**Work required:**
Copy the data that follows exactly. Include no pictures.

--- Start of Available data ---

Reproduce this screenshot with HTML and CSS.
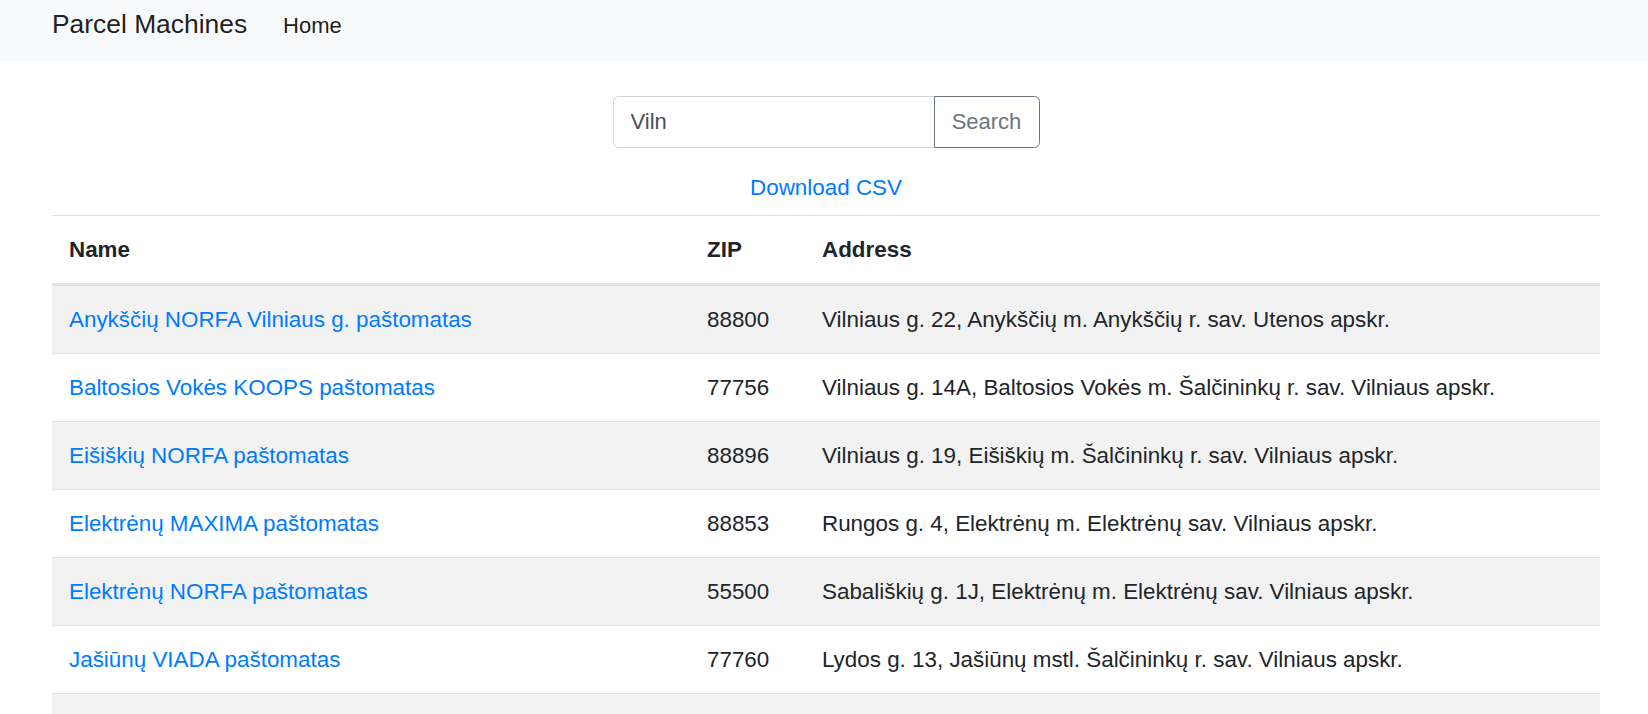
FILE: index.html
```html
<!DOCTYPE html>
<html lang="lt">
<head>
<meta charset="utf-8">
<title>Parcel Machines</title>
<link rel="stylesheet" href="styles.css">
</head>
<body>
<nav class="navbar">
  <a class="brand" href="#">Parcel Machines</a>
  <a class="nav-link" href="#">Home</a>
</nav>
<main class="container">
  <form class="search">
    <div class="input-group">
      <input class="search-input" type="text" value="Viln">
      <button class="search-btn" type="button">Search</button>
    </div>
  </form>
  <div class="download"><a href="#">Download CSV</a></div>
  <table class="table">
    <thead>
      <tr><th class="col-name">Name</th><th class="col-zip">ZIP</th><th>Address</th></tr>
    </thead>
    <tbody>
      <tr><td><a href="#">Anykščių NORFA Vilniaus g. paštomatas</a></td><td>88800</td><td>Vilniaus g. 22, Anykščių m. Anykščių r. sav. Utenos apskr.</td></tr>
      <tr><td><a href="#">Baltosios Vokės KOOPS paštomatas</a></td><td>77756</td><td>Vilniaus g. 14A, Baltosios Vokės m. Šalčininkų r. sav. Vilniaus apskr.</td></tr>
      <tr><td><a href="#">Eišiškių NORFA paštomatas</a></td><td>88896</td><td>Vilniaus g. 19, Eišiškių m. Šalčininkų r. sav. Vilniaus apskr.</td></tr>
      <tr><td><a href="#">Elektrėnų MAXIMA paštomatas</a></td><td>88853</td><td>Rungos g. 4, Elektrėnų m. Elektrėnų sav. Vilniaus apskr.</td></tr>
      <tr><td><a href="#">Elektrėnų NORFA paštomatas</a></td><td>55500</td><td>Sabališkių g. 1J, Elektrėnų m. Elektrėnų sav. Vilniaus apskr.</td></tr>
      <tr><td><a href="#">Jašiūnų VIADA paštomatas</a></td><td>77760</td><td>Lydos g. 13, Jašiūnų mstl. Šalčininkų r. sav. Vilniaus apskr.</td></tr>
      <tr class="empty-row"><td></td><td></td><td></td></tr>
    </tbody>
  </table>
</main>
</body>
</html>
```
FILE: styles.css
```css
* { box-sizing: border-box; }
html, body { margin: 0; padding: 0; }
body {
  font-family: "Liberation Sans", Arial, sans-serif;
  font-size: 22.4px;
  line-height: 33.6px;
  color: #212529;
  background: #fff;
}
a { color: #007bff; text-decoration: none; }

.navbar {
  display: flex;
  align-items: baseline;
  height: 62px;
  padding: 9px 52px 0;
  background: #f8f9fa;
}
.brand {
  font-size: 26.4px;
  line-height: 30px;
  color: rgba(0, 0, 0, 0.9);
  margin-right: 36px;
}
.nav-link {
  font-size: 22px;
  line-height: 30px;
  color: rgba(0, 0, 0, 0.9);
}

.container {
  margin-left: 52px;
  width: 1548px;
}
.search {
  display: flex;
  justify-content: center;
  padding-top: 34px;
}
.input-group {
  display: flex;
  height: 52px;
}
.search-input {
  width: 322px;
  height: 52px;
  padding: 0 17px;
  font-family: inherit;
  font-size: 22px;
  color: #495057;
  border: 1px solid #ced4da;
  border-radius: 5.6px 0 0 5.6px;
  background: #fff;
  outline: none;
}
.search-btn {
  width: 106px;
  height: 52px;
  margin-left: -1px;
  padding: 0;
  font-family: inherit;
  font-size: 22px;
  color: #6c757d;
  background: transparent;
  border: 1px solid #6c757d;
  border-radius: 0 5.6px 5.6px 0;
}
.download {
  text-align: center;
  margin-top: 23px;
  margin-bottom: 10px;
}

.table {
  width: 1548px;
  border-collapse: collapse;
  table-layout: fixed;
}
.table th, .table td {
  padding: 17px;
  line-height: 33px;
  text-align: left;
  vertical-align: top;
  border-top: 1px solid #dee2e6;
}
.table th {
  font-weight: bold;
  border-bottom: 3px solid #dee2e6;
}
.col-name { width: 638px; }
.col-zip { width: 115px; }
.table tbody tr:nth-child(odd) { background: #f2f2f2; }
.empty-row { height: 68px; }
```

--- End of Available data ---

**Complete response:**
Reproduce this screenshot with HTML and CSS.
FILE: index.html
```html
<!DOCTYPE html>
<html lang="lt">
<head>
<meta charset="utf-8">
<title>Parcel Machines</title>
<link rel="stylesheet" href="styles.css">
</head>
<body>
<nav class="navbar">
  <a class="brand" href="#">Parcel Machines</a>
  <a class="nav-link" href="#">Home</a>
</nav>
<main class="container">
  <form class="search">
    <div class="input-group">
      <input class="search-input" type="text" value="Viln">
      <button class="search-btn" type="button">Search</button>
    </div>
  </form>
  <div class="download"><a href="#">Download CSV</a></div>
  <table class="table">
    <thead>
      <tr><th class="col-name">Name</th><th class="col-zip">ZIP</th><th>Address</th></tr>
    </thead>
    <tbody>
      <tr><td><a href="#">Anykščių NORFA Vilniaus g. paštomatas</a></td><td>88800</td><td>Vilniaus g. 22, Anykščių m. Anykščių r. sav. Utenos apskr.</td></tr>
      <tr><td><a href="#">Baltosios Vokės KOOPS paštomatas</a></td><td>77756</td><td>Vilniaus g. 14A, Baltosios Vokės m. Šalčininkų r. sav. Vilniaus apskr.</td></tr>
      <tr><td><a href="#">Eišiškių NORFA paštomatas</a></td><td>88896</td><td>Vilniaus g. 19, Eišiškių m. Šalčininkų r. sav. Vilniaus apskr.</td></tr>
      <tr><td><a href="#">Elektrėnų MAXIMA paštomatas</a></td><td>88853</td><td>Rungos g. 4, Elektrėnų m. Elektrėnų sav. Vilniaus apskr.</td></tr>
      <tr><td><a href="#">Elektrėnų NORFA paštomatas</a></td><td>55500</td><td>Sabališkių g. 1J, Elektrėnų m. Elektrėnų sav. Vilniaus apskr.</td></tr>
      <tr><td><a href="#">Jašiūnų VIADA paštomatas</a></td><td>77760</td><td>Lydos g. 13, Jašiūnų mstl. Šalčininkų r. sav. Vilniaus apskr.</td></tr>
      <tr class="empty-row"><td></td><td></td><td></td></tr>
    </tbody>
  </table>
</main>
</body>
</html>
```
FILE: styles.css
```css
* { box-sizing: border-box; }
html, body { margin: 0; padding: 0; }
body {
  font-family: "Liberation Sans", Arial, sans-serif;
  font-size: 22.4px;
  line-height: 33.6px;
  color: #212529;
  background: #fff;
}
a { color: #007bff; text-decoration: none; }

.navbar {
  display: flex;
  align-items: baseline;
  height: 62px;
  padding: 9px 52px 0;
  background: #f8f9fa;
}
.brand {
  font-size: 26.4px;
  line-height: 30px;
  color: rgba(0, 0, 0, 0.9);
  margin-right: 36px;
}
.nav-link {
  font-size: 22px;
  line-height: 30px;
  color: rgba(0, 0, 0, 0.9);
}

.container {
  margin-left: 52px;
  width: 1548px;
}
.search {
  display: flex;
  justify-content: center;
  padding-top: 34px;
}
.input-group {
  display: flex;
  height: 52px;
}
.search-input {
  width: 322px;
  height: 52px;
  padding: 0 17px;
  font-family: inherit;
  font-size: 22px;
  color: #495057;
  border: 1px solid #ced4da;
  border-radius: 5.6px 0 0 5.6px;
  background: #fff;
  outline: none;
}
.search-btn {
  width: 106px;
  height: 52px;
  margin-left: -1px;
  padding: 0;
  font-family: inherit;
  font-size: 22px;
  color: #6c757d;
  background: transparent;
  border: 1px solid #6c757d;
  border-radius: 0 5.6px 5.6px 0;
}
.download {
  text-align: center;
  margin-top: 23px;
  margin-bottom: 10px;
}

.table {
  width: 1548px;
  border-collapse: collapse;
  table-layout: fixed;
}
.table th, .table td {
  padding: 17px;
  line-height: 33px;
  text-align: left;
  vertical-align: top;
  border-top: 1px solid #dee2e6;
}
.table th {
  font-weight: bold;
  border-bottom: 3px solid #dee2e6;
}
.col-name { width: 638px; }
.col-zip { width: 115px; }
.table tbody tr:nth-child(odd) { background: #f2f2f2; }
.empty-row { height: 68px; }
```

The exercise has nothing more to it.